Give the data below again exactly as written, without its pictures.
··· Data shown ···
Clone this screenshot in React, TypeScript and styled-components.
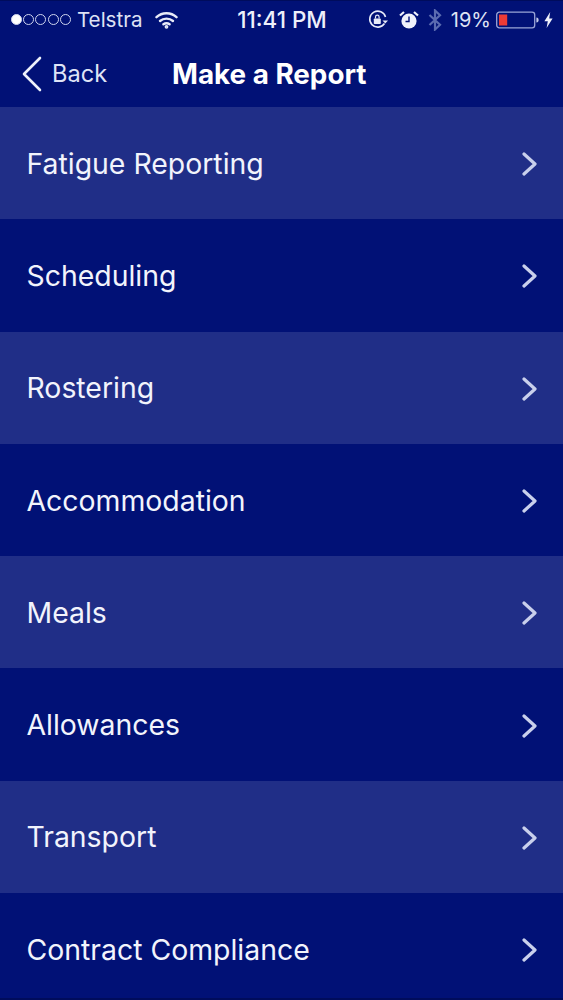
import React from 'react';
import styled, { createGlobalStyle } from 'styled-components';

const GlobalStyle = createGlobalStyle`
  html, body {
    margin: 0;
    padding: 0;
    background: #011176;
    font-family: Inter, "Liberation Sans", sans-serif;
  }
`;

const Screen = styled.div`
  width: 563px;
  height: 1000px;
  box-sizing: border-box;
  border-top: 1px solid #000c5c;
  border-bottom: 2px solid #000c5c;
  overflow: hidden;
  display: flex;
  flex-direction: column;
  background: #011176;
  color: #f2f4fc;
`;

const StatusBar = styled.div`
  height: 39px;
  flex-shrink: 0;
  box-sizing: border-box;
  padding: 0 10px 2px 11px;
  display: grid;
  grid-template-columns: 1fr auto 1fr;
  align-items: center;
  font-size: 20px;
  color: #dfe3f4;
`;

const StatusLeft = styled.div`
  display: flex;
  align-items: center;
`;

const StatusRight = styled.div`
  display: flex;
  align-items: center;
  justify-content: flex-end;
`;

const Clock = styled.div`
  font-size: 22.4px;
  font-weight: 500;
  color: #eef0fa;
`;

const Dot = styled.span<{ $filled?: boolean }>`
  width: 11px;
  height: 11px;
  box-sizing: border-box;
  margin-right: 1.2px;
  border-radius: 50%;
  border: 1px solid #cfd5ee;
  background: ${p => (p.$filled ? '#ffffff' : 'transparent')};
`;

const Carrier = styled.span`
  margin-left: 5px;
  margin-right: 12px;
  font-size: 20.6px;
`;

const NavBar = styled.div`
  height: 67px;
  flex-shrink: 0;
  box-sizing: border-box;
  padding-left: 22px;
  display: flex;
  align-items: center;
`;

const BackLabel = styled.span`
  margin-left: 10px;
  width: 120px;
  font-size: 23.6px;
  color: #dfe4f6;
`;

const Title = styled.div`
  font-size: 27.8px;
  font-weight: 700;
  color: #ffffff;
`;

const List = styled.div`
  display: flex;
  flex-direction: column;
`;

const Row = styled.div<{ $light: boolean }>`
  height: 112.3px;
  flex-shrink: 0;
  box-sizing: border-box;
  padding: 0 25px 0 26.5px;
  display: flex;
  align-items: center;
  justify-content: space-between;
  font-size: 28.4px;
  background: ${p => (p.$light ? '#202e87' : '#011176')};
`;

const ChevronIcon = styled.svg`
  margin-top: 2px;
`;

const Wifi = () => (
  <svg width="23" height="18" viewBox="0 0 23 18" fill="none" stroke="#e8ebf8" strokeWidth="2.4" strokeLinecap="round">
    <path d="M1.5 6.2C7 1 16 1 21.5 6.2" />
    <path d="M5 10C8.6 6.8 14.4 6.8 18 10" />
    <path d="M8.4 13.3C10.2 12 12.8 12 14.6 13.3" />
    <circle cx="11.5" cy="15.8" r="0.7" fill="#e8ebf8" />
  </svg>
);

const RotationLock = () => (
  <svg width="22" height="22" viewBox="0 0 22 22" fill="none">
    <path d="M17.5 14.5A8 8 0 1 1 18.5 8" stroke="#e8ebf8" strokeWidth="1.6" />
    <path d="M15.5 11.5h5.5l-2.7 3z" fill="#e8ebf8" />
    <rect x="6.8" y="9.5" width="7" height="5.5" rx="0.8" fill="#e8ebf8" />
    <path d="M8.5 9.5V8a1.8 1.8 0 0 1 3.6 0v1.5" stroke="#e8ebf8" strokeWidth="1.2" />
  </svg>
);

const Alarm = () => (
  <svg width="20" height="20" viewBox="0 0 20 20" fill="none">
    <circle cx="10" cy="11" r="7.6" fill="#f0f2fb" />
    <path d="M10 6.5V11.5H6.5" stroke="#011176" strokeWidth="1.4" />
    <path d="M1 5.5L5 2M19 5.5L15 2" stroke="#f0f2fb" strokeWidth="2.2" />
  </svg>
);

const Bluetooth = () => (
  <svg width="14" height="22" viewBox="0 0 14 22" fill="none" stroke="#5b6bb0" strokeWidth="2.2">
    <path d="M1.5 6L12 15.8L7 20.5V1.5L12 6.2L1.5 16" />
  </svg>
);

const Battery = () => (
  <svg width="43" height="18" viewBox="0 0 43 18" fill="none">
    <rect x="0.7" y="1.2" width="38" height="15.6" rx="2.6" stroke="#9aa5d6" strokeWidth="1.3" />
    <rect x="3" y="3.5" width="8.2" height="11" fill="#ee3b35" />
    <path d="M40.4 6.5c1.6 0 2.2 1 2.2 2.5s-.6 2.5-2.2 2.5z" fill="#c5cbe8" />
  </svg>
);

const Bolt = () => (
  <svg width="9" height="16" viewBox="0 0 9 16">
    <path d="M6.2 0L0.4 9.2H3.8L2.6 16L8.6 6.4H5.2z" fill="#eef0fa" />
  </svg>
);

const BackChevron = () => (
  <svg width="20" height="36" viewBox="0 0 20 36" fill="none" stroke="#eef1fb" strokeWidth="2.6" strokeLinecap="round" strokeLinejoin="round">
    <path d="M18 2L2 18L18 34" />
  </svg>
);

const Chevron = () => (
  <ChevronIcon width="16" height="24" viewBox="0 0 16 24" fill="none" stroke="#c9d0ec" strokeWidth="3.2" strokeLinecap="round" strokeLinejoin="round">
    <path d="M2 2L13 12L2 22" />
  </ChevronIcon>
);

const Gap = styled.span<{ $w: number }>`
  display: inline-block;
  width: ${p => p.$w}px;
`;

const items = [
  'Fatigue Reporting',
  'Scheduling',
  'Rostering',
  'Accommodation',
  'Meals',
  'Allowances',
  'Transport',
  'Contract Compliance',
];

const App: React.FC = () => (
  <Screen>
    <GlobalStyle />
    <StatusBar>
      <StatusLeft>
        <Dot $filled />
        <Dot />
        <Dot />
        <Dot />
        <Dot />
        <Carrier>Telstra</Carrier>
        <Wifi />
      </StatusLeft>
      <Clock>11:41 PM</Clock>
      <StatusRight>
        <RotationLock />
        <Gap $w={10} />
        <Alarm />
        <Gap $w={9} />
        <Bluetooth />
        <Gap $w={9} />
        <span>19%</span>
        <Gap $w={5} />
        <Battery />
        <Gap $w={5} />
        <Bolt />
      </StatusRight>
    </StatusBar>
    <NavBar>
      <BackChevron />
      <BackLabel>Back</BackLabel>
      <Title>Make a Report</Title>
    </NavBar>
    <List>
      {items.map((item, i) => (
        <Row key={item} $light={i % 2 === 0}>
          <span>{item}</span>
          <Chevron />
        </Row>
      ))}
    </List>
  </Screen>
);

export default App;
···
▶ **Solution for this task**:
Clone this screenshot in React, TypeScript and styled-components.
import React from 'react';
import styled, { createGlobalStyle } from 'styled-components';

const GlobalStyle = createGlobalStyle`
  html, body {
    margin: 0;
    padding: 0;
    background: #011176;
    font-family: Inter, "Liberation Sans", sans-serif;
  }
`;

const Screen = styled.div`
  width: 563px;
  height: 1000px;
  box-sizing: border-box;
  border-top: 1px solid #000c5c;
  border-bottom: 2px solid #000c5c;
  overflow: hidden;
  display: flex;
  flex-direction: column;
  background: #011176;
  color: #f2f4fc;
`;

const StatusBar = styled.div`
  height: 39px;
  flex-shrink: 0;
  box-sizing: border-box;
  padding: 0 10px 2px 11px;
  display: grid;
  grid-template-columns: 1fr auto 1fr;
  align-items: center;
  font-size: 20px;
  color: #dfe3f4;
`;

const StatusLeft = styled.div`
  display: flex;
  align-items: center;
`;

const StatusRight = styled.div`
  display: flex;
  align-items: center;
  justify-content: flex-end;
`;

const Clock = styled.div`
  font-size: 22.4px;
  font-weight: 500;
  color: #eef0fa;
`;

const Dot = styled.span<{ $filled?: boolean }>`
  width: 11px;
  height: 11px;
  box-sizing: border-box;
  margin-right: 1.2px;
  border-radius: 50%;
  border: 1px solid #cfd5ee;
  background: ${p => (p.$filled ? '#ffffff' : 'transparent')};
`;

const Carrier = styled.span`
  margin-left: 5px;
  margin-right: 12px;
  font-size: 20.6px;
`;

const NavBar = styled.div`
  height: 67px;
  flex-shrink: 0;
  box-sizing: border-box;
  padding-left: 22px;
  display: flex;
  align-items: center;
`;

const BackLabel = styled.span`
  margin-left: 10px;
  width: 120px;
  font-size: 23.6px;
  color: #dfe4f6;
`;

const Title = styled.div`
  font-size: 27.8px;
  font-weight: 700;
  color: #ffffff;
`;

const List = styled.div`
  display: flex;
  flex-direction: column;
`;

const Row = styled.div<{ $light: boolean }>`
  height: 112.3px;
  flex-shrink: 0;
  box-sizing: border-box;
  padding: 0 25px 0 26.5px;
  display: flex;
  align-items: center;
  justify-content: space-between;
  font-size: 28.4px;
  background: ${p => (p.$light ? '#202e87' : '#011176')};
`;

const ChevronIcon = styled.svg`
  margin-top: 2px;
`;

const Wifi = () => (
  <svg width="23" height="18" viewBox="0 0 23 18" fill="none" stroke="#e8ebf8" strokeWidth="2.4" strokeLinecap="round">
    <path d="M1.5 6.2C7 1 16 1 21.5 6.2" />
    <path d="M5 10C8.6 6.8 14.4 6.8 18 10" />
    <path d="M8.4 13.3C10.2 12 12.8 12 14.6 13.3" />
    <circle cx="11.5" cy="15.8" r="0.7" fill="#e8ebf8" />
  </svg>
);

const RotationLock = () => (
  <svg width="22" height="22" viewBox="0 0 22 22" fill="none">
    <path d="M17.5 14.5A8 8 0 1 1 18.5 8" stroke="#e8ebf8" strokeWidth="1.6" />
    <path d="M15.5 11.5h5.5l-2.7 3z" fill="#e8ebf8" />
    <rect x="6.8" y="9.5" width="7" height="5.5" rx="0.8" fill="#e8ebf8" />
    <path d="M8.5 9.5V8a1.8 1.8 0 0 1 3.6 0v1.5" stroke="#e8ebf8" strokeWidth="1.2" />
  </svg>
);

const Alarm = () => (
  <svg width="20" height="20" viewBox="0 0 20 20" fill="none">
    <circle cx="10" cy="11" r="7.6" fill="#f0f2fb" />
    <path d="M10 6.5V11.5H6.5" stroke="#011176" strokeWidth="1.4" />
    <path d="M1 5.5L5 2M19 5.5L15 2" stroke="#f0f2fb" strokeWidth="2.2" />
  </svg>
);

const Bluetooth = () => (
  <svg width="14" height="22" viewBox="0 0 14 22" fill="none" stroke="#5b6bb0" strokeWidth="2.2">
    <path d="M1.5 6L12 15.8L7 20.5V1.5L12 6.2L1.5 16" />
  </svg>
);

const Battery = () => (
  <svg width="43" height="18" viewBox="0 0 43 18" fill="none">
    <rect x="0.7" y="1.2" width="38" height="15.6" rx="2.6" stroke="#9aa5d6" strokeWidth="1.3" />
    <rect x="3" y="3.5" width="8.2" height="11" fill="#ee3b35" />
    <path d="M40.4 6.5c1.6 0 2.2 1 2.2 2.5s-.6 2.5-2.2 2.5z" fill="#c5cbe8" />
  </svg>
);

const Bolt = () => (
  <svg width="9" height="16" viewBox="0 0 9 16">
    <path d="M6.2 0L0.4 9.2H3.8L2.6 16L8.6 6.4H5.2z" fill="#eef0fa" />
  </svg>
);

const BackChevron = () => (
  <svg width="20" height="36" viewBox="0 0 20 36" fill="none" stroke="#eef1fb" strokeWidth="2.6" strokeLinecap="round" strokeLinejoin="round">
    <path d="M18 2L2 18L18 34" />
  </svg>
);

const Chevron = () => (
  <ChevronIcon width="16" height="24" viewBox="0 0 16 24" fill="none" stroke="#c9d0ec" strokeWidth="3.2" strokeLinecap="round" strokeLinejoin="round">
    <path d="M2 2L13 12L2 22" />
  </ChevronIcon>
);

const Gap = styled.span<{ $w: number }>`
  display: inline-block;
  width: ${p => p.$w}px;
`;

const items = [
  'Fatigue Reporting',
  'Scheduling',
  'Rostering',
  'Accommodation',
  'Meals',
  'Allowances',
  'Transport',
  'Contract Compliance',
];

const App: React.FC = () => (
  <Screen>
    <GlobalStyle />
    <StatusBar>
      <StatusLeft>
        <Dot $filled />
        <Dot />
        <Dot />
        <Dot />
        <Dot />
        <Carrier>Telstra</Carrier>
        <Wifi />
      </StatusLeft>
      <Clock>11:41 PM</Clock>
      <StatusRight>
        <RotationLock />
        <Gap $w={10} />
        <Alarm />
        <Gap $w={9} />
        <Bluetooth />
        <Gap $w={9} />
        <span>19%</span>
        <Gap $w={5} />
        <Battery />
        <Gap $w={5} />
        <Bolt />
      </StatusRight>
    </StatusBar>
    <NavBar>
      <BackChevron />
      <BackLabel>Back</BackLabel>
      <Title>Make a Report</Title>
    </NavBar>
    <List>
      {items.map((item, i) => (
        <Row key={item} $light={i % 2 === 0}>
          <span>{item}</span>
          <Chevron />
        </Row>
      ))}
    </List>
  </Screen>
);

export default App;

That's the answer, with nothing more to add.